ALMA MAHLER (1879-1964)

Alma was the daughter of the academic councilor and court painter
Jakob Emil Schindler (1842-1892). After his death, her mother Anna
married the painter Carl Moll (1861-1945), who has been her husband's
student. Alma studied composition under Alexander von Zemlinsky
and was in literary touch with the then director of the Burgtheater Max
Burghardt.
In November 1901, she met Gustav Mahler in a soiree at
the house of Berta and Emil Zuckerkandl. On March 9th
1902, the almost forty-two-year-old court opera director married the
nearly twenty-three-year-old Alma Maria Schindler at the Karlskirche
in Vienna. They had two daughters: Maria Anna (1902-1907) and Anna
Justina (1904-1988).
Mahler's circle of friends grew under Alma's influence. Now, the
companions of his youth (for instance the poet Siegfried Lipiner
or the musicologist Guido Adler) were joined by younger composers
like Arnold Schönberg
and Alexander von Zemlinsky. Carl Moll, Alma's stepfather and co-founder
of the „Viennese Secession", belonged to Mahler's close friends.
After mahler's death (1911), Alma had a short passionate affair
with Oskar Kokoschka.

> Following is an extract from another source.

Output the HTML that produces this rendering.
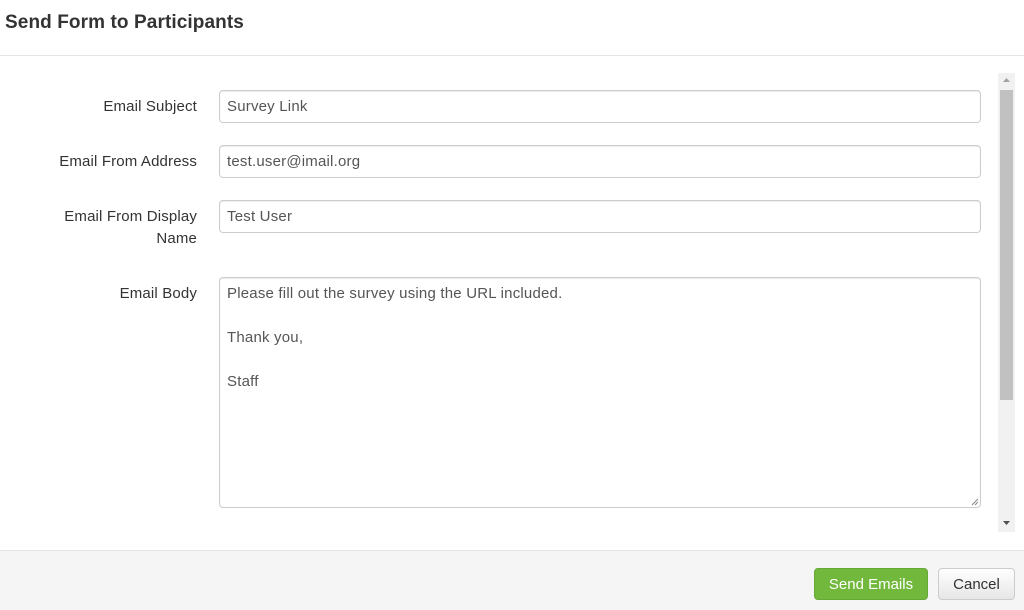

In 1913, Alma built a house on a site
bought by Gustav Mahler at the Kreuzbergrücken near Breitenstein am
Semmering, where Kokoschka painted a mural fresco above the fire-place.
In 1915, Alma married the German architect and founder
of the „Staatliche Bauhaus" in Weimar, Walter Gropius (1883-1969),
whose acquaintance she made already in 1910. They divorced in 1918.
After having married the writer Franz Werfel in 1919, she
ran a salon, which became the center of attraction for artists and intellectuals
(Mahler-Werfel-Villa: A-1190 Wien, Steinfeldgasse 2, built by Josef Hoffmann
in the Jugendstil style).
The house at the Kreuzberg was not only used as summer refuge
and social center for meetings - it was visited among others by the families
Berg,
Hofmannsthal, Hauptmann and Tandler - but also as place of concentrated
work.
In 1938, the Werfel family emigrated to the USA via France
and Spain.
Alma Mahler-Werfel published letters and memoirs of Mahler as
well as the autobiography „Mein Leben" (My Life).